I’m not just doing a big wahwah here, by the way. There are plenty of other issues with Unite’s second season too, the most prominent of which is probably Greedent, the game’s newest playable character. Basically, Greedent is broken. That’s it. It is, at the time of writing, the single most overpowered character on the entire Unite roster, to the point where I’m starting to think if Arceus - literally Pokemon God - is just Greedent in disguise. Maybe that’s what I should have written my 3,000-word Legends: Arceus theory about. At the peak of Mt. Coronet, where the Earth and sky meet, a little squirrel lad sits hoarding berries and enacting violent Judgment on all those who defy it. I can see it.

Meanwhile, Pokemon Unite continues to ignore categories like All-Rounder and Support in favour of adding yet another Attacker to the game. I mean, we don’t technically have confirmation that Decidueye is an Attacker yet, although I can’t see it fitting any other role. It’s not bulky, it’s not fast, and it has triple-digit Attack and Special Attack stats. It’s also based on an archer, meaning that on top of Gardevoir and Sylveon, it’s yet another post-launch ranged DPS. I recognize it’s the final form of Rowlet and is therefore being used as a means of promoting Legends: Arceus, but we could have easily got Samurott as an All-Rounder or Typhlosion as a Speedster. That’s not to mention the irrefutable fact that Rowlet, cute as it may be, is nowhere near as good as Oshawott or Cyndaquil, two of the three best starters in Pokemon history.

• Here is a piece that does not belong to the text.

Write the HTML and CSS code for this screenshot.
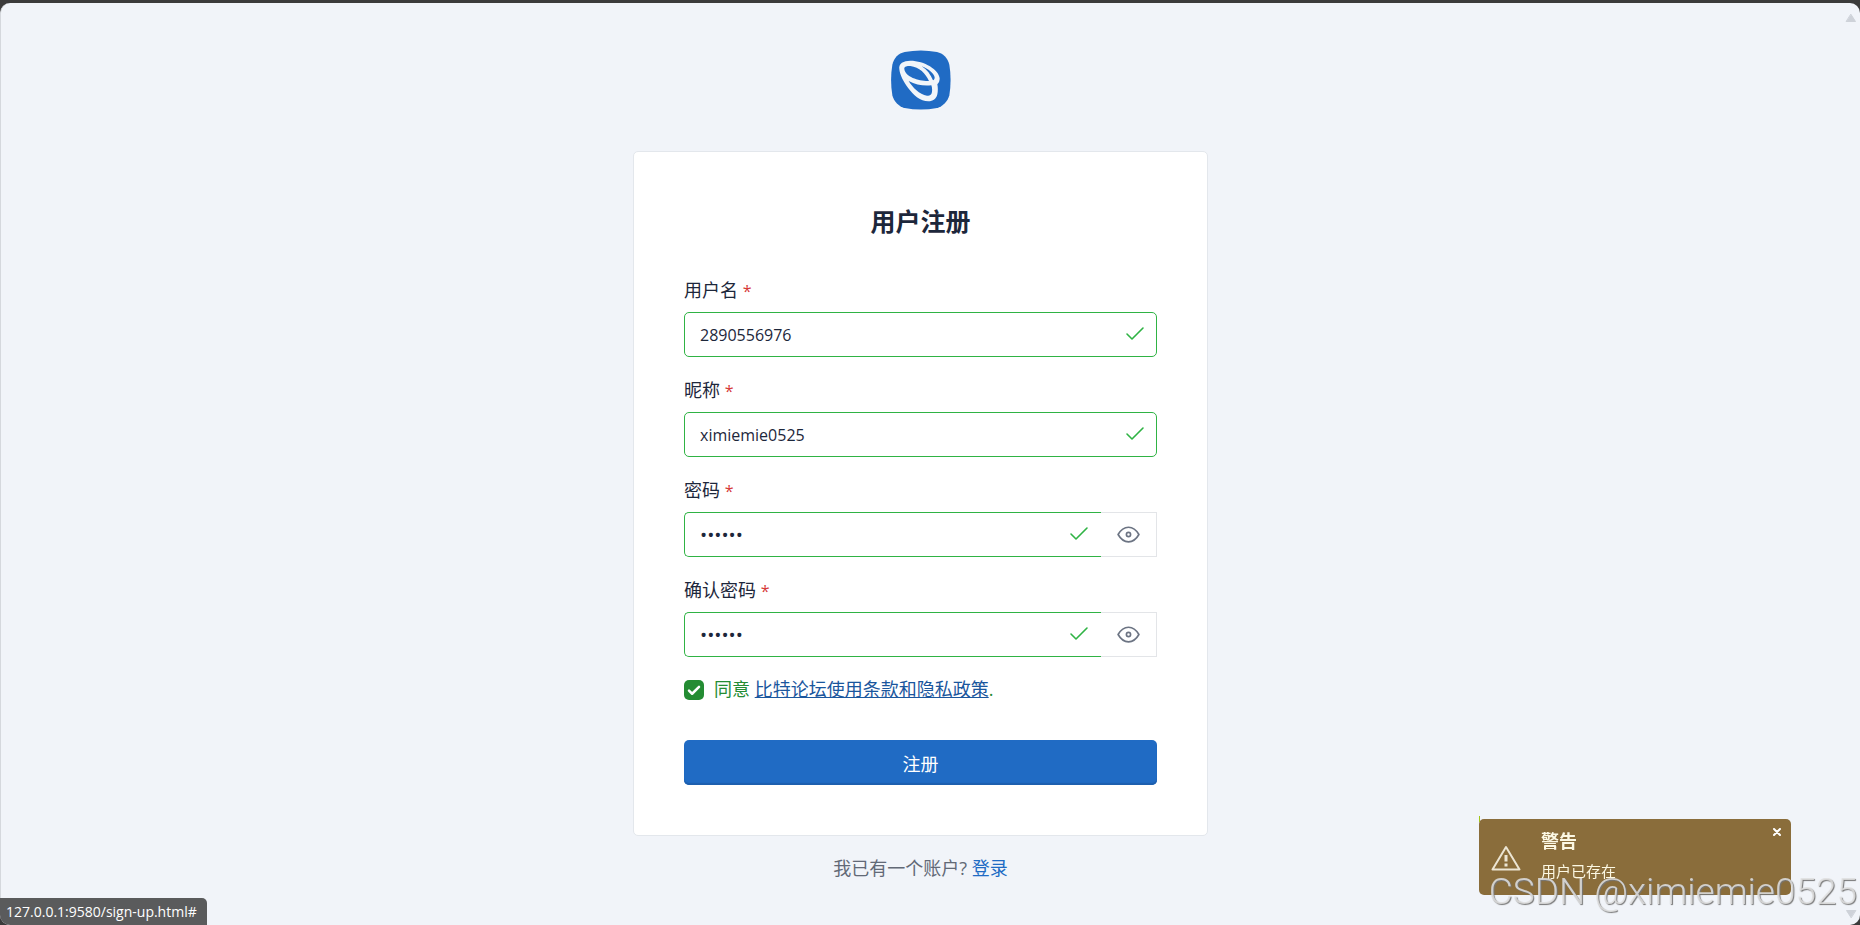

Unite still seems hellbent on proving its fundamental misunderstanding of the series it’s based on at almost every turn.

All in all, Pokemon Unite is entering its second season as a bit of a mess. It displays no knowledge of properly realigning the ladder for a new competitive season, is choosing to leave its most broken character to date emphatically broken, and continues to ignore would-be phenomenal picks like Scizor and Heracross for mid-tier starter evos like Decidueye. If I didn’t love this game as much as I do, I wouldn’t be fussed enough to write about it. The annoying thing is that as always, Unite’s biggest problems only further demonstrate its massive potential. Every time it makes a mistake, all I can think about is how good it would be if it just… didn’t.

Despite how often I criticise it, I also regularly champion Pokemon Unite for its strengths and it’s still easily one of my most-played games of 2021. It’s for this precise reason that I feel as if playing Unite is basically just consigning yourself to an occasionally rewarding war of attrition. When it’s good, it’s outstanding - I can’t remember the last time winning five matches in a row has felt so satisfying. When it’s bad though… yeah. I’m starting to get a bit worried about how much longer I can play Unite for without a hefty Greedent nerf. I don’t think I’ve hated a cluster of pixels this much since Morgana told me to go to bed for the 500th time.